SUPPLIED DATA -

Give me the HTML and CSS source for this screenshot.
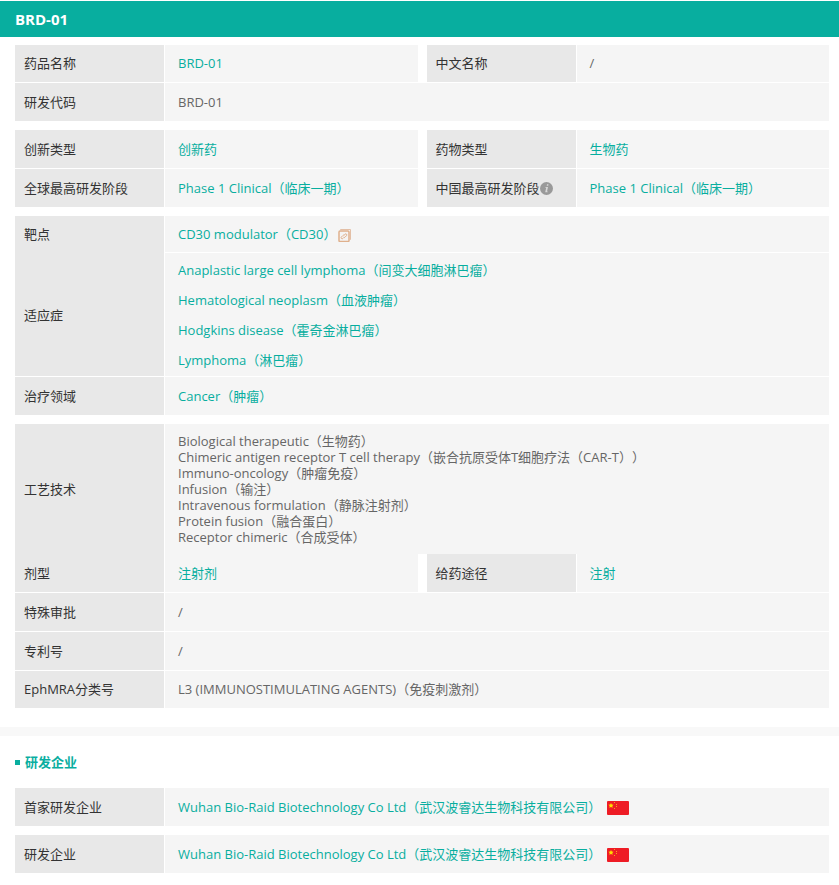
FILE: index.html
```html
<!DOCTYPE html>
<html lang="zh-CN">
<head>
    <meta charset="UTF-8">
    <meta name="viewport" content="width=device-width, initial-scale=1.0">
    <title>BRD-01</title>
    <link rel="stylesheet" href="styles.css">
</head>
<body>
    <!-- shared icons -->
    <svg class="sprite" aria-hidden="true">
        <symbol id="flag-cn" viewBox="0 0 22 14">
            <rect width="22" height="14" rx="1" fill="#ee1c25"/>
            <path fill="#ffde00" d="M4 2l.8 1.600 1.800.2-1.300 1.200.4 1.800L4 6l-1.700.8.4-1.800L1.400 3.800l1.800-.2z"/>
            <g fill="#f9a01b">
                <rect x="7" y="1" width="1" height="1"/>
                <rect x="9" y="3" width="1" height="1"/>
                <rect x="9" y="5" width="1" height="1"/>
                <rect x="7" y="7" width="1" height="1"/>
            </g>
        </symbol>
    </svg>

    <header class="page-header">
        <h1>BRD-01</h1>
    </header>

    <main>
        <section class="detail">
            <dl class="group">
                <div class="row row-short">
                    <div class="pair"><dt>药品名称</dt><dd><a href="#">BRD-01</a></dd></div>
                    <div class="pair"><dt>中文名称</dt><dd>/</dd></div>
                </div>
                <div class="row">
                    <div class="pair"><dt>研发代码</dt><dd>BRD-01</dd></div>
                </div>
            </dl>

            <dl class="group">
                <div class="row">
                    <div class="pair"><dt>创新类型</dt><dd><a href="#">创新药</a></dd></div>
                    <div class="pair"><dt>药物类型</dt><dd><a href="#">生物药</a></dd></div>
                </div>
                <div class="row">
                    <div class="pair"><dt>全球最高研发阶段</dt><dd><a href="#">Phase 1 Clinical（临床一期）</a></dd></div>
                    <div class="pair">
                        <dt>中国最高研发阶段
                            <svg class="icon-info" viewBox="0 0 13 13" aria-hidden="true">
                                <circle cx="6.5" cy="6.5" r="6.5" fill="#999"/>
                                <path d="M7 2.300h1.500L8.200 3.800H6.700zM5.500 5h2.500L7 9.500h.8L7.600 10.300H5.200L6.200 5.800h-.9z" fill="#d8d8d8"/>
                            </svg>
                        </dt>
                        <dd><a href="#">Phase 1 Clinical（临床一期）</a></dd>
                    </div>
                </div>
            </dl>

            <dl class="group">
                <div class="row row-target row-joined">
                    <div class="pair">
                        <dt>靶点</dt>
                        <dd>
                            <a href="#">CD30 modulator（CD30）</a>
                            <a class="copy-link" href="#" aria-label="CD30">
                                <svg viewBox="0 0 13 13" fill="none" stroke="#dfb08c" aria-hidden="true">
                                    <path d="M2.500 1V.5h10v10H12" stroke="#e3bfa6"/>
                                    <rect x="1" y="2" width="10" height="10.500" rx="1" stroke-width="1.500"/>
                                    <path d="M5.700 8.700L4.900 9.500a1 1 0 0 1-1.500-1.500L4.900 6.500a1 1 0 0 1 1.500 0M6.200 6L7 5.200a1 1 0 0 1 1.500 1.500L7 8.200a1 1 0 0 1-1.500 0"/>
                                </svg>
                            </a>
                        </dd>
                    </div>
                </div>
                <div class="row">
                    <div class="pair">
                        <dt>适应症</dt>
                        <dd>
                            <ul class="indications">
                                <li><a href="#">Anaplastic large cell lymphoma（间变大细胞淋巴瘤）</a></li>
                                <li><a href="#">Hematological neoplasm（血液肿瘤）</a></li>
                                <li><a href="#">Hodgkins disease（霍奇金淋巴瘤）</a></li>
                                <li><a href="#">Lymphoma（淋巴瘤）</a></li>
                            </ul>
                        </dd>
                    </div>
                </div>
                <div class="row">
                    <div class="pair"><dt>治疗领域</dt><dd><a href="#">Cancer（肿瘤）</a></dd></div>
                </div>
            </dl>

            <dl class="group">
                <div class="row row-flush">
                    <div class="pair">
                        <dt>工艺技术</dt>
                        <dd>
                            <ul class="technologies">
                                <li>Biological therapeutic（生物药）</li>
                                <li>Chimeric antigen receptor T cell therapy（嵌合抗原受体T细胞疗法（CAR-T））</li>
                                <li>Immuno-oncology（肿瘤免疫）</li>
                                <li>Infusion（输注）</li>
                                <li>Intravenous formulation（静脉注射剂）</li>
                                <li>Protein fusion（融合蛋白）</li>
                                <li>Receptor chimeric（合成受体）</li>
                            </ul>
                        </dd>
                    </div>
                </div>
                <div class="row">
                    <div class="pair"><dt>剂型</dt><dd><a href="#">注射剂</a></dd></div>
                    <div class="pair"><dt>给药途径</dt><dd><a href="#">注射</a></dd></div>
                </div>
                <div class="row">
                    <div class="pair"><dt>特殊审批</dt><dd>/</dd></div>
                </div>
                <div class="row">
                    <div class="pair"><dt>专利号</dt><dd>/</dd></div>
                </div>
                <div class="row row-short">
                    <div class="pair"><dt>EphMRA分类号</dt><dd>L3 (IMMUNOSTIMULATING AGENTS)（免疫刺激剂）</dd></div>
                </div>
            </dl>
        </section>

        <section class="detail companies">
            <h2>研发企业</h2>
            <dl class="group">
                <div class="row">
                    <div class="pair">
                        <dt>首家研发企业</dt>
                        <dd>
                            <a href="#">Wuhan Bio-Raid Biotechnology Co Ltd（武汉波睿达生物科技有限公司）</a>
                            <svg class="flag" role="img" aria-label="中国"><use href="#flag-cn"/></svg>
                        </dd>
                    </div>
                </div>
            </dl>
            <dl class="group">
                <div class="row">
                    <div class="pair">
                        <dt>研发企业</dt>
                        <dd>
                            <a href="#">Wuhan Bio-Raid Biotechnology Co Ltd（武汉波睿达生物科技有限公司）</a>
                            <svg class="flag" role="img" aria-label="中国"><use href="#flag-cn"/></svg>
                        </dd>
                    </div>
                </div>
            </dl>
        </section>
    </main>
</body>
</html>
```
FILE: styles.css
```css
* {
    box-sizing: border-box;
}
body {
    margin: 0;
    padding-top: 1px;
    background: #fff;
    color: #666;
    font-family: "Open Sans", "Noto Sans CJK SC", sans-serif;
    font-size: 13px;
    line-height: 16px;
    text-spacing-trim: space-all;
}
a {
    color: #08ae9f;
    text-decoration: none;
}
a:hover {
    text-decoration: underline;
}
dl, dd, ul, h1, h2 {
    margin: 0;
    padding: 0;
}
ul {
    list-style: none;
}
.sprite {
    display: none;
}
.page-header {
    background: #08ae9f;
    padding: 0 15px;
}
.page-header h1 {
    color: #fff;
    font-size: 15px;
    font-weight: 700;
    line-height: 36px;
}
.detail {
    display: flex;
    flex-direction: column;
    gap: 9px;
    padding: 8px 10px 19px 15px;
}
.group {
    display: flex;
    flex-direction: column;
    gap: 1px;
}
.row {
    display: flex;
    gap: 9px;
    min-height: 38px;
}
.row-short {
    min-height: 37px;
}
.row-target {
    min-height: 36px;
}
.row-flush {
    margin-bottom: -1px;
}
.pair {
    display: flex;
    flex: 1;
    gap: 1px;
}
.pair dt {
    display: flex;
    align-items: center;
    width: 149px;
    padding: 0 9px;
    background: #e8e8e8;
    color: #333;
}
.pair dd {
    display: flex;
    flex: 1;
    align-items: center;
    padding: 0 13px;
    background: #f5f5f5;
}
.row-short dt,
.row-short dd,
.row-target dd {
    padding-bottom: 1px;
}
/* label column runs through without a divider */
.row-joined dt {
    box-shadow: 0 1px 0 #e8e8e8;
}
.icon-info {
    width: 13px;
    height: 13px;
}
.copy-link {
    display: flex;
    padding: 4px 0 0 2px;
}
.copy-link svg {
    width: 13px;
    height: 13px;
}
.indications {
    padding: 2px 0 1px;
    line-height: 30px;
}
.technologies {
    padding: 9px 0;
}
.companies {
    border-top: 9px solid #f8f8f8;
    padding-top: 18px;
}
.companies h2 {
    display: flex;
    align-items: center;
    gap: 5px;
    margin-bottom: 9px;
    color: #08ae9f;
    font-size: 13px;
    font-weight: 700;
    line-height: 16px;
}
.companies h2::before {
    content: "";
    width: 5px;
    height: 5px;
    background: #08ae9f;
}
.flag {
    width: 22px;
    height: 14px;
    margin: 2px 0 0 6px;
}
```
---
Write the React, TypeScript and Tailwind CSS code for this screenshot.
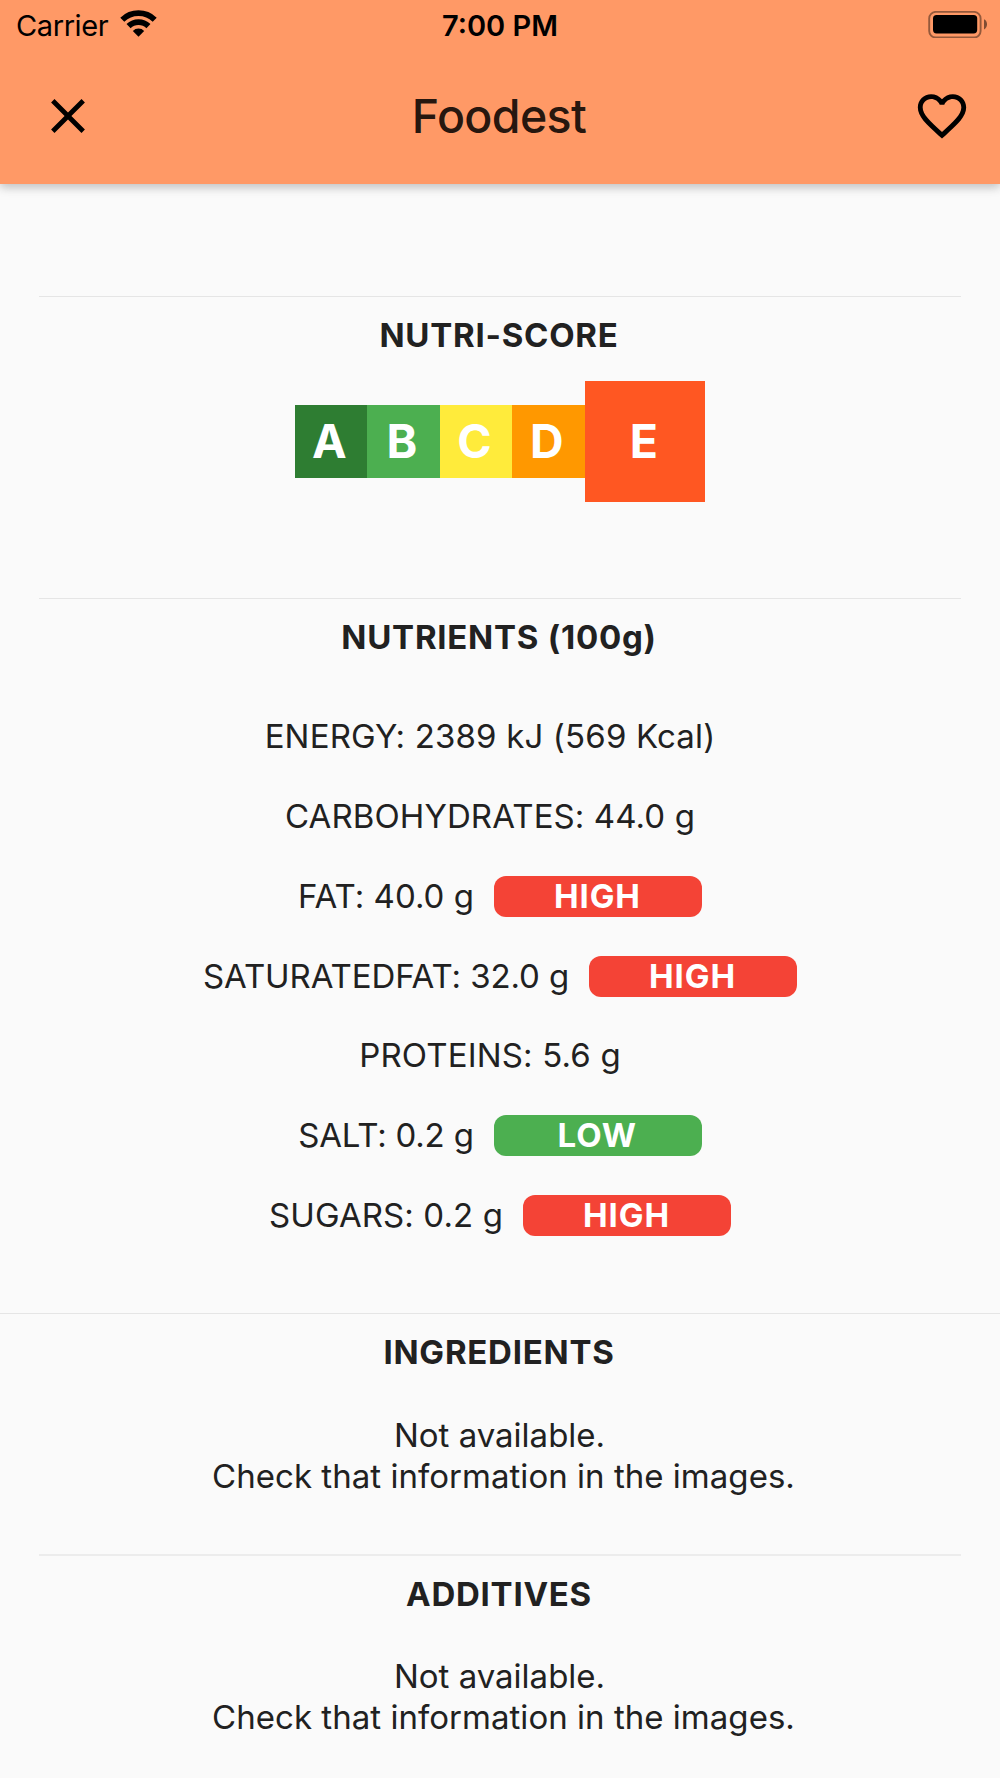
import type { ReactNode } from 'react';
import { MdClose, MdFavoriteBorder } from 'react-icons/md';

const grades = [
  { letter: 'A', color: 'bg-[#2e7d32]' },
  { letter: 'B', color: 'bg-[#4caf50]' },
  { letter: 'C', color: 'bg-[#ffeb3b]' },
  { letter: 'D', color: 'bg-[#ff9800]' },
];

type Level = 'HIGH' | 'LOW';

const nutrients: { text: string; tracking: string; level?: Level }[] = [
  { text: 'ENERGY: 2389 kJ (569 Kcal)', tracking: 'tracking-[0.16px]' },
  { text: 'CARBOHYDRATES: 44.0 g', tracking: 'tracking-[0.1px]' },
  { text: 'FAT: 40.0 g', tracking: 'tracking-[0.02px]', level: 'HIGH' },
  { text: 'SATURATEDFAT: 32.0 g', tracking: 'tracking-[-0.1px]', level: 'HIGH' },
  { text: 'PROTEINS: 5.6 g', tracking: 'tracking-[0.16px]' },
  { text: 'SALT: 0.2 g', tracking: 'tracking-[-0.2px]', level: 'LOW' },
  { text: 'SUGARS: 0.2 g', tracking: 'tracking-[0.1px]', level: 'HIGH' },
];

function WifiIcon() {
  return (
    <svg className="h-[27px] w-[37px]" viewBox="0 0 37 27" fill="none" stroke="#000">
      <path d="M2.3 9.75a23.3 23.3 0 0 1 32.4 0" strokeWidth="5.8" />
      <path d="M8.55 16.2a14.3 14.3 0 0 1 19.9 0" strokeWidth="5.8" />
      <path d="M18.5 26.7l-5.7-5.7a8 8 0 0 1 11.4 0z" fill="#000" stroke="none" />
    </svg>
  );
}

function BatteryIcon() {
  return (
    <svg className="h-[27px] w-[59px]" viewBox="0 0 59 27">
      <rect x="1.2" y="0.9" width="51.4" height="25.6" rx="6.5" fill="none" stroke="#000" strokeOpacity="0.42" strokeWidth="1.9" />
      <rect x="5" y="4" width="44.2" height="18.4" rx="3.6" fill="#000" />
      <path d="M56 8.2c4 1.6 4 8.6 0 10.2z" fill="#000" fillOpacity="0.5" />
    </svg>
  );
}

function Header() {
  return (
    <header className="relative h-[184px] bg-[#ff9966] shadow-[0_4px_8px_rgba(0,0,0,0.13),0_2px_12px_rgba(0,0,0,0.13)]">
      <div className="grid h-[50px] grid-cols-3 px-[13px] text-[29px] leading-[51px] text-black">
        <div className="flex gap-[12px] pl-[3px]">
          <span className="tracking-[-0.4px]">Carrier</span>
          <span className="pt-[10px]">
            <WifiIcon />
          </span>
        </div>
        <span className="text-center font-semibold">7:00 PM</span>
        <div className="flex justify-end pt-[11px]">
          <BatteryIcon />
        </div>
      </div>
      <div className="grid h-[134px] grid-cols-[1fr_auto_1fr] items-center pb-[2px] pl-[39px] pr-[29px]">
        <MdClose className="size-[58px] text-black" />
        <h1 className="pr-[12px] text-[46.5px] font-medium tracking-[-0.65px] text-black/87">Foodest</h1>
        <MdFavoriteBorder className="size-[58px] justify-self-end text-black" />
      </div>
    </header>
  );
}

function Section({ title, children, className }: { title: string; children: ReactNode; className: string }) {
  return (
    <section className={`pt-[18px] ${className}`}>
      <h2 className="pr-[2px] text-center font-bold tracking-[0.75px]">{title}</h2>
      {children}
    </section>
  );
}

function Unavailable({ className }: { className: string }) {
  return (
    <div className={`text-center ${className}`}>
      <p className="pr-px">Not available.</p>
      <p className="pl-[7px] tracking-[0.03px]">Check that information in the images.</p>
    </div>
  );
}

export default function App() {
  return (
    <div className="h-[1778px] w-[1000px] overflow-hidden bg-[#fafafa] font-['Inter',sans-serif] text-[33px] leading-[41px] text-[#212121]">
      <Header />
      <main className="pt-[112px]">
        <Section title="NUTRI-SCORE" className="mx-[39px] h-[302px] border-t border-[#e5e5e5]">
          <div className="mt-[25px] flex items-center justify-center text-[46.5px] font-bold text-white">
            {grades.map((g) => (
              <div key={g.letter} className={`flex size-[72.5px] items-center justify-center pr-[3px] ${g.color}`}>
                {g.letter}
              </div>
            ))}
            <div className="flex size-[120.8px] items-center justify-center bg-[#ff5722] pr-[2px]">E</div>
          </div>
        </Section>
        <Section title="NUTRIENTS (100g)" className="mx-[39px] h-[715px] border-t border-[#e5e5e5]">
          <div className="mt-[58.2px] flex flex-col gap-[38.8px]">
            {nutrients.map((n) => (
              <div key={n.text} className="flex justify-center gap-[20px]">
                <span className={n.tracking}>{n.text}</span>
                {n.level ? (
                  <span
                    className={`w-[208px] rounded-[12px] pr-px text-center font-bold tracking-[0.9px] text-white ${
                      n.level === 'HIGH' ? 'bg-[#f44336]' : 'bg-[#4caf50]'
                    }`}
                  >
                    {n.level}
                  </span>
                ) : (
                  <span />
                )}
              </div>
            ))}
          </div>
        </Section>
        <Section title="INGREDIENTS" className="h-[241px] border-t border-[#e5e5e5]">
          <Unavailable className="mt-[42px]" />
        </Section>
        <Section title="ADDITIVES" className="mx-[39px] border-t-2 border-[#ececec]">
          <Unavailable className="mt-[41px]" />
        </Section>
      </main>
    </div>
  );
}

SHORT TASK -
Skip all pictures. Output only the lines from the one containing "Write the React, TypeScript" to the one containing "type Level = 'HIGH' | 'LOW';", both lines included.

THE OUTPUT -
Write the React, TypeScript and Tailwind CSS code for this screenshot.
import type { ReactNode } from 'react';
import { MdClose, MdFavoriteBorder } from 'react-icons/md';

const grades = [
  { letter: 'A', color: 'bg-[#2e7d32]' },
  { letter: 'B', color: 'bg-[#4caf50]' },
  { letter: 'C', color: 'bg-[#ffeb3b]' },
  { letter: 'D', color: 'bg-[#ff9800]' },
];

type Level = 'HIGH' | 'LOW';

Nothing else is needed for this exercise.